The front steps, once a focal point of student life, now have the names of educators from throughout the city and county inscribed on their risers. The interior stairways and hallways look more or less the same, but brighter, crisper and more vibrant, alive again with the sounds of activity. There’s a magnificent fountain out front where I once ran a spray-painted “We’re #1” flag up the old flagpole after we won the state basketball championship.
I asked Michael Bollinger what prompted him to leave a solid, steady job that he obviously enjoyed and move halfway across the country to take the reins of a new, unproven operation.

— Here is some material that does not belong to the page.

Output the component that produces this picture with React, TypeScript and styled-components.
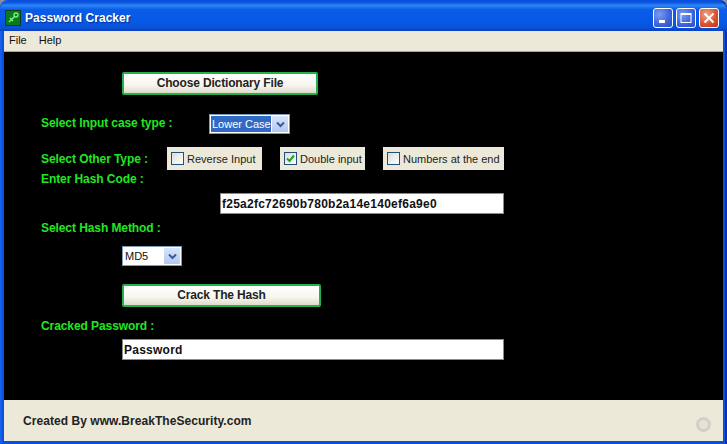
import React from "react";
import styled, { createGlobalStyle } from "styled-components";

const Global = createGlobalStyle`
  html, body { margin: 0; padding: 0; background: #8a8f9c; }
  #root { width: 727px; height: 444px; overflow: hidden; }
`;

const Win = styled.div`
  width: 727px;
  height: 444px;
  box-sizing: border-box;
  display: flex;
  flex-direction: column;
  background: #0a50e0;
  border-radius: 8px 8px 0 0;
  padding: 0 4px 3px 4px;
  box-shadow: inset -2px 0 0 #0a2fb0, inset 2px 0 0 #1660e8;
  font-family: "Liberation Sans", Arial, sans-serif;
`;

const TitleBar = styled.div`
  height: 29px;
  flex: none;
  margin: 2px -4px 0;
  padding: 0 5px;
  box-sizing: border-box;
  display: flex;
  align-items: center;
  gap: 4px;
  border-radius: 8px 8px 0 0;
  background: linear-gradient(180deg, #0a4fd8 0%, #2a86f6 12%, #0b5de8 26%, #0658e6 70%, #0a50d4 90%, #0840c0 100%);
`;

const AppIcon = styled.svg`
  width: 16px;
  height: 16px;
  margin-top: 2px;
  flex: none;
`;

const Title = styled.div`
  flex: 1;
  margin-top: 2px;
  color: #fff;
  font-size: 12px;
  font-weight: 700;
  letter-spacing: 0.05px;
  text-shadow: 1px 1px 1px #0a2f90;
`;

const CapButton = styled.div<{ $close?: boolean }>`
  width: 20px;
  height: 20px;
  box-sizing: border-box;
  border: 1px solid #fff;
  border-radius: 3px;
  display: flex;
  align-items: center;
  justify-content: center;
  background: ${(p) =>
    p.$close
      ? "radial-gradient(circle at 35% 30%, #f0a08a, #d8502e 60%, #b8341a)"
      : "radial-gradient(circle at 30% 30%, #7a9cf0, #3a62dc 60%, #2a4cc4)"};
`;

const Caps = styled.div`
  display: flex;
  gap: 3px;
  margin: 3px 3px 0 0;
`;

const MenuBar = styled.div`
  height: 21px;
  flex: none;
  display: flex;
  align-items: center;
  gap: 12px;
  padding: 0 0 3px 5px;
  box-sizing: border-box;
  background: #ece9d8;
  border-bottom: 1px solid #a8a69a;
  font-size: 11px;
  color: #111;
`;

const Main = styled.div`
  height: 348px;
  flex: none;
  box-sizing: border-box;
  background: #000;
  padding: 20px 0 0 37px;
  display: flex;
  flex-direction: column;
`;

const Row = styled.div<{ $top?: number; $left?: number }>`
  display: flex;
  align-items: center;
  margin-top: ${(p) => p.$top ?? 0}px;
  margin-left: ${(p) => p.$left ?? 0}px;
`;

const Label = styled.div<{ $w?: number; $raise?: number }>`
  color: #22e622;
  font-size: 12px;
  font-weight: 700;
  line-height: 14px;
  letter-spacing: -0.08px;
  white-space: nowrap;
  width: ${(p) => (p.$w ? `${p.$w}px` : "auto")};
  margin-bottom: ${(p) => p.$raise ?? 0}px;
  flex: none;
`;

const ActionButton = styled.div<{ $w: number }>`
  width: ${(p) => p.$w}px;
  height: 23px;
  box-sizing: border-box;
  border: 2px solid #22b24c;
  border-radius: 2px;
  background: linear-gradient(180deg, #ffffff 0%, #f6f5ee 60%, #dedbcb 100%);
  color: #222;
  font-size: 12px;
  font-weight: 700;
  letter-spacing: -0.15px;
  padding-bottom: 1px;
  display: flex;
  align-items: center;
  justify-content: center;
`;

const Select = styled.div<{ $w: number }>`
  width: ${(p) => p.$w}px;
  height: 20px;
  box-sizing: border-box;
  background: #fff;
  border: 1px solid #7f9db9;
  display: flex;
  align-items: center;
  padding: 1px;
  gap: 1px;
  font-size: 11px;
  color: #111;
`;

const SelectValue = styled.div<{ $active?: boolean }>`
  flex: 1;
  height: 100%;
  padding-left: 1px;
  display: flex;
  align-items: center;
  white-space: nowrap;
  background: ${(p) => (p.$active ? "#316ac5" : "#fff")};
  color: ${(p) => (p.$active ? "#fff" : "#111")};
`;

const SelectArrow = styled.div`
  width: 16px;
  height: 16px;
  flex: none;
  background: linear-gradient(180deg, #d8e4fa, #b4c8f0);
  border-radius: 1px;
  display: flex;
  align-items: center;
  justify-content: center;
`;

const Check = styled.div<{ $w: number; $left: number }>`
  width: ${(p) => p.$w}px;
  height: 23px;
  margin-left: ${(p) => p.$left}px;
  flex: none;
  box-sizing: border-box;
  background: #ece9d8;
  display: flex;
  align-items: center;
  padding-left: 4px;
  gap: 3px;
  font-size: 11px;
  color: #222;
  white-space: nowrap;
`;

const Box = styled.div`
  width: 13px;
  height: 13px;
  flex: none;
  box-sizing: border-box;
  border: 1px solid #1c5180;
  background: linear-gradient(135deg, #dcdcd7, #ffffff);
  display: flex;
  align-items: center;
  justify-content: center;
`;

const TextField = styled.div<{ $w: number }>`
  width: ${(p) => p.$w}px;
  height: 21px;
  box-sizing: border-box;
  background: #fff;
  border: 1px solid #8a8a8a;
  padding-left: 1px;
  display: flex;
  align-items: center;
  color: #111;
  font-size: 12px;
  font-weight: 700;
  letter-spacing: 0.25px;
`;

const Footer = styled.div`
  flex: 1;
  box-sizing: border-box;
  background: #ece9d8;
  display: flex;
  align-items: center;
  justify-content: space-between;
  padding: 1px 12px 0 19px;
  font-size: 12px;
  font-weight: 700;
  letter-spacing: 0.05px;
  color: #222;
`;

const Ring = styled.div`
  width: 15px;
  height: 15px;
  margin-top: 6px;
  box-sizing: border-box;
  border-radius: 50%;
  border: 3px solid #d2d0c6;
  background: #e6e3d6;
`;

const Chevron = () => (
  <svg width="9" height="7" viewBox="0 0 9 7">
    <path d="M1 1.5 L4.5 5 L8 1.5" fill="none" stroke="#3a5a9c" strokeWidth="2" />
  </svg>
);

const Tick = () => (
  <svg width="9" height="9" viewBox="0 0 9 9">
    <path d="M1 4.5 L3.5 7 L8 1.5" fill="none" stroke="#21a121" strokeWidth="2" />
  </svg>
);

export default function App() {
  return (
    <>
      <Global />
      <Win>
        <TitleBar>
          <AppIcon viewBox="0 0 16 16">
            <rect width="16" height="16" fill="#0a7a1e" />
            <rect x="0.5" y="0.5" width="15" height="15" fill="none" stroke="#0c3f16" />
            <path d="M4 12 L10 6 M5 8 L8 11" stroke="#7df07d" strokeWidth="1.4" fill="none" />
            <circle cx="11" cy="5" r="2" fill="none" stroke="#7df07d" strokeWidth="1.3" />
          </AppIcon>
          <Title>Password Cracker</Title>
          <Caps>
            <CapButton>
              <svg width="12" height="12" viewBox="0 0 12 12">
                <rect x="2" y="8" width="6" height="3" fill="#fff" />
              </svg>
            </CapButton>
            <CapButton>
              <svg width="12" height="12" viewBox="0 0 12 12">
                <rect x="1" y="1.5" width="10" height="9" fill="none" stroke="#fff" />
                <rect x="1" y="1" width="10" height="2" fill="#fff" />
              </svg>
            </CapButton>
            <CapButton $close>
              <svg width="12" height="12" viewBox="0 0 12 12">
                <path d="M1.5 1.5 L10.5 10.5 M10.5 1.5 L1.5 10.5" stroke="#fff" strokeWidth="2" />
              </svg>
            </CapButton>
          </Caps>
        </TitleBar>
        <MenuBar>
          <span>File</span>
          <span>Help</span>
        </MenuBar>
        <Main>
          <Row $left={81}>
            <ActionButton $w={196}>Choose Dictionary File</ActionButton>
          </Row>
          <Row $top={19}>
            <Label $w={168} $raise={2}>Select Input case type :</Label>
            <Select $w={81}>
              <SelectValue $active>Lower Case</SelectValue>
              <SelectArrow>
                <Chevron />
              </SelectArrow>
            </Select>
          </Row>
          <Row $top={13}>
            <Label $w={126}>Select Other Type :</Label>
            <Check $w={95} $left={0}>
              <Box />
              Reverse Input
            </Check>
            <Check $w={85} $left={18}>
              <Box>
                <Tick />
              </Box>
              Double input
            </Check>
            <Check $w={121} $left={18}>
              <Box />
              Numbers at the end
            </Check>
          </Row>
          <Row $top={2}>
            <Label>Enter Hash Code :</Label>
          </Row>
          <Row $top={7} $left={179}>
            <TextField $w={284}>f25a2fc72690b780b2a14e140ef6a9e0</TextField>
          </Row>
          <Row $top={7}>
            <Label>Select Hash Method :</Label>
          </Row>
          <Row $top={11} $left={81}>
            <Select $w={60}>
              <SelectValue>MD5</SelectValue>
              <SelectArrow>
                <Chevron />
              </SelectArrow>
            </Select>
          </Row>
          <Row $top={18} $left={81}>
            <ActionButton $w={199}>Crack The Hash</ActionButton>
          </Row>
          <Row $top={12}>
            <Label>Cracked Password :</Label>
          </Row>
          <Row $top={6} $left={81}>
            <TextField $w={382}>Password</TextField>
          </Row>
        </Main>
        <Footer>
          <span>Created By www.BreakTheSecurity.com</span>
          <Ring />
        </Footer>
      </Win>
    </>
  );
}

“I always fancied myself like the underdog,” he replied. “When I was playing army, I liked to be on the south, not because of the slavery thing, but because no one else wanted to be on that team. My theater at the lake—here I was, this middle class boy hocking as much as he could and taking a calculated risk knowing he’s got to start paying the payroll, which it barely did. And then taking over the Lyceum Theatre which was out in the middle of oinking nowhere, I always felt like that was kinda the underdog.
“The Suffolk Center is definitely not the underdog in terms of the building. This is a $20 million project; it’s a nice facility. However, I seriously had somebody ask me this several months ago: ‘You guys still have well water down there, don’t ya?’ So it’s sorta looked at like it’s way far away and kinda backwards; and we don’t have a track record for any of the arts like Norfolk does. So in that way, maybe we are the underdog. That was my reason for taking the job.”
And how does Betsy Brothers feel now that her dream is a reality?
“We worked with the architect so much,” she said, “but that still doesn’t prepare you. I think it’s more beautiful than most of us expected.”
Does she have any more preservation projects up her sleeve?
“I’m ready to go to the senior center and the pottery studio,” she laughed. “I think I’m gonna have my first martini ever at the bar when it opens!”